- **Dataset section**:

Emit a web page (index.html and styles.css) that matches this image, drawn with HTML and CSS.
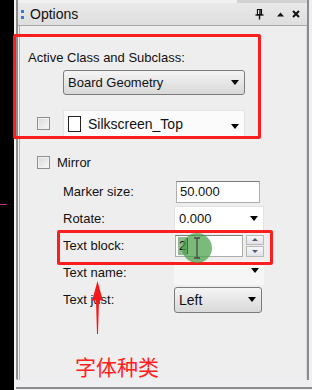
FILE: index.html
```html
<!DOCTYPE html>
<html>
<head>
<meta charset="utf-8">
<title>Options</title>
<link rel="stylesheet" href="styles.css">
</head>
<body>
<div class="screen">
  <div class="black"><div class="pink"></div></div>
  <div class="gap"></div>
  <div class="rightcol">
    <div class="dock">
      <div class="topstrip"><div class="topseg"></div></div>
      <div class="titlebar">
        <div class="grip"><span></span><span></span></div>
        <div class="title">Options</div>
        <div class="tools">
          <svg class="tool-pin" width="9" height="11" viewBox="0 0 9 11"><path d="M2.5 0.5h4v5h-4z" fill="#fff" stroke="#111" stroke-width="1.2"/><path d="M5 1v4.5" stroke="#111" stroke-width="1.5"/><path d="M0.5 6h8" stroke="#111" stroke-width="1.4"/><path d="M4.5 6v4.5" stroke="#111" stroke-width="1.4"/></svg>
          <svg class="tool-up" width="7" height="5" viewBox="0 0 7 5"><path d="M0 4.5L3.5 0.5L7 4.5z" fill="#111"/></svg>
          <svg class="tool-close" width="8" height="8" viewBox="0 0 8 8"><path d="M1 1L7 7M7 1L1 7" stroke="#111" stroke-width="2"/></svg>
        </div>
      </div>
      <div class="panel">
        <div class="section-label">Active Class and Subclass:</div>
        <div class="dropdown class-dd"><span>Board Geometry</span><i class="caret"></i></div>
        <div class="sub-row">
          <span class="check"></span>
          <div class="sub-combo"><span class="swatch"></span><span class="sub-text">Silkscreen_Top</span><i class="caret caret-low"></i></div>
        </div>
        <div class="mirror-row"><span class="check"></span><span class="mirror-text">Mirror</span></div>
        <div class="fields">
          <div class="field-label">Marker size:</div>
          <div class="field-ctl"><div class="input marker">50.000</div></div>
          <div class="field-label">Rotate:</div>
          <div class="field-ctl"><div class="combo-white"><span>0.000</span><i class="caret"></i></div></div>
          <div class="field-label">Text block:</div>
          <div class="field-ctl spin-wrap">
            <div class="input block"><span class="sel">2</span><span class="caretline"></span></div>
            <div class="spin"><span class="spin-btn"><i class="tri-up"></i></span><span class="spin-btn"><i class="tri-down"></i></span></div>
          </div>
          <div class="field-label">Text name:</div>
          <div class="field-ctl"><div class="combo-flat"><i class="caret"></i></div></div>
          <div class="field-label">Text just:</div>
          <div class="field-ctl"><div class="dropdown just-dd"><span>Left</span><i class="caret"></i></div></div>
        </div>
        <div class="note">字体种类</div>
      </div>
    </div>
    <div class="next-panel"></div>
  </div>
</div>
<div class="red-box box1"></div>
<div class="red-box box2"></div>
<div class="click-dot"></div>
<svg class="ibeam" width="8" height="22" viewBox="0 0 8 22"><path d="M1 1h6M4 1v20M1 21h6" stroke="#4a4a4a" stroke-width="1.3" fill="none"/></svg>
<svg class="red-arrow" width="20" height="58" viewBox="0 0 20 58"><path d="M9.5 2L15 22L11 21L10 55L9 55L8 21L4 22Z" fill="#f41818"/></svg>
</body>
</html>
```
FILE: styles.css
```css
* { box-sizing: border-box; margin: 0; padding: 0; }
html, body { width: 312px; height: 390px; overflow: hidden; }
body {
  background: #efeef0;
  font-family: "Liberation Sans", Arial, sans-serif;
  font-size: 13px;
  color: #111;
  position: relative;
}
.screen { display: flex; height: 390px; }
.black { width: 14px; flex: none; background: #000; }
.pink { margin-top: 204px; width: 7px; height: 1px; background: #b4308e; }
.gap { width: 2px; flex: none; background: #f3f3f3; }
.rightcol { width: 296px; flex: none; display: flex; flex-direction: column; }
.dock {
  height: 380px;
  width: 293px;
  border-left: 2px solid #8c8c8c;
  border-right: 2px solid #8c8c8c;
  border-bottom-left-radius: 2px;
  display: flex;
  flex-direction: column;
  background: #efeeef;
}
.topstrip { height: 3px; display: flex; background: #f1f1f1; }
.topseg { margin-left: auto; width: 70px; background: #d2d2d2; }
.titlebar {
  height: 23px;
  display: flex;
  align-items: center;
  background: linear-gradient(#e9e9e9, #dedede);
  padding: 0 7px 0 3px;
  border-bottom: 1px solid #a8a8a8;
}
.grip { display: flex; flex-direction: column; gap: 3px; }
.grip span { width: 3px; height: 3px; background: #3a7ad4; }
.title { margin-left: 6px; font-size: 14px; line-height: 16px; }
.tools { margin-left: auto; display: flex; align-items: center; }
.tool-up { margin-left: 13px; }
.tool-close { margin-left: 8px; }
.panel {
  flex: 1;
  margin-left: 1px;
  border-left: 1px solid #b5b5b5;
  border-right: 1px solid #dadada;
  padding-top: 24px;
}
.section-label { margin-left: 8px; line-height: 16px; }
.dropdown {
  display: flex;
  align-items: center;
  justify-content: space-between;
  border: 1px solid #7b7b7b;
  border-radius: 3px;
  background: linear-gradient(#f5f5f5, #e6e6e6 50%, #d9d9d9);
  padding: 0 5px 0 4px;
}
.class-dd { margin: 4px 0 0 43px; width: 182px; height: 25px; }
.caret {
  display: block;
  width: 0;
  height: 0;
  border-left: 4.5px solid transparent;
  border-right: 4.5px solid transparent;
  border-top: 5px solid #000;
}
.caret-low { margin-top: 5px; }
.sub-row { display: flex; align-items: center; height: 27px; margin-top: 15px; }
.check {
  width: 13px;
  height: 13px;
  flex: none;
  border: 1px solid #8e8f8f;
  background: linear-gradient(135deg, #d8d8d8, #f8f8f8);
  box-shadow: inset 0 0 0 1px #f2f2f2;
}
.sub-row .check { margin-left: 17px; }
.sub-combo {
  margin-left: 13px;
  width: 182px;
  height: 27px;
  background: #fbfbfb;
  border: 1px solid #e4e4e4;
  display: flex;
  align-items: center;
  padding: 0 5px 0 4px;
}
.swatch { width: 13px; height: 16px; border: 1.5px solid #222; background: #fff; flex: none; }
.sub-text { margin-left: 7px; font-size: 14px; }
.sub-combo .caret { margin-left: auto; }
.mirror-row { display: flex; align-items: center; height: 16px; margin-top: 17px; padding-left: 17px; }
.mirror-text { margin-left: 7px; }
.fields {
  display: grid;
  grid-template-columns: 111px 90px;
  grid-auto-rows: 27px;
  align-items: center;
  margin: 8px 0 0 43px;
}
.field-label { line-height: 16px; }
.input {
  height: 22px;
  background: #fff;
  border: 1px solid #adadad;
  border-top-color: #7a7a7a;
  padding-left: 3px;
  line-height: 20px;
}
.marker { margin-left: 2px; width: 84px; }
.combo-white {
  height: 25px;
  background: #fff;
  border: 1px solid #e2e2e2;
  display: flex;
  align-items: center;
  justify-content: space-between;
  padding: 0 5px 0 4px;
}
.spin-wrap { display: flex; align-items: center; }
.block { margin-left: 1px; width: 68px; display: flex; align-items: center; padding-left: 2px; }
.sel { background: rgba(60, 130, 60, 0.55); color: #111; padding: 0 1px; line-height: 18px; }
.caretline { width: 1px; height: 16px; background: #111; }
.spin { margin-left: 3px; width: 18px; height: 22px; display: flex; flex-direction: column; gap: 1px; }
.spin-btn {
  flex: 1;
  border: 1px solid #b9b9b9;
  background: linear-gradient(#f7f7f7, #e3e3e3);
  display: flex;
  align-items: center;
  justify-content: center;
}
.tri-up, .tri-down { display: block; width: 0; height: 0; border-left: 3px solid transparent; border-right: 3px solid transparent; }
.tri-up { border-bottom: 3px solid #4a5a7c; }
.tri-down { border-top: 3px solid #4a5a7c; }
.combo-flat {
  height: 24px;
  background: #f6f6f6;
  display: flex;
  align-items: flex-start;
  justify-content: flex-end;
  padding: 7px 5px 0 0;
}
.just-dd { width: 88px; height: 26px; font-size: 14px; }
.note {
  margin: 43px 0 0 55px;
  font-family: "Noto Sans CJK SC", sans-serif;
  font-size: 21px;
  line-height: 21px;
  color: #ff2020;
}
.next-panel { margin-top: 7px; height: 3px; border-top: 2px solid #8c8c8c; }
.red-box { position: absolute; border: 3px solid #fa1e1e; border-radius: 2px; }
.box1 { left: 13px; top: 34px; width: 248px; height: 105px; }
.box2 { left: 57px; top: 230px; width: 216px; height: 35px; }
.click-dot {
  position: absolute;
  left: 182px;
  top: 233px;
  width: 30px;
  height: 30px;
  border-radius: 50%;
  background: rgba(70, 160, 70, 0.72);
}
.ibeam { position: absolute; left: 193px; top: 237px; }
.red-arrow { position: absolute; left: 88px; top: 279px; }
```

- **Request**: Which lines contain "index"? Copy each of them.

- **Reply to the task**:
Emit a web page (index.html and styles.css) that matches this image, drawn with HTML and CSS.
FILE: index.html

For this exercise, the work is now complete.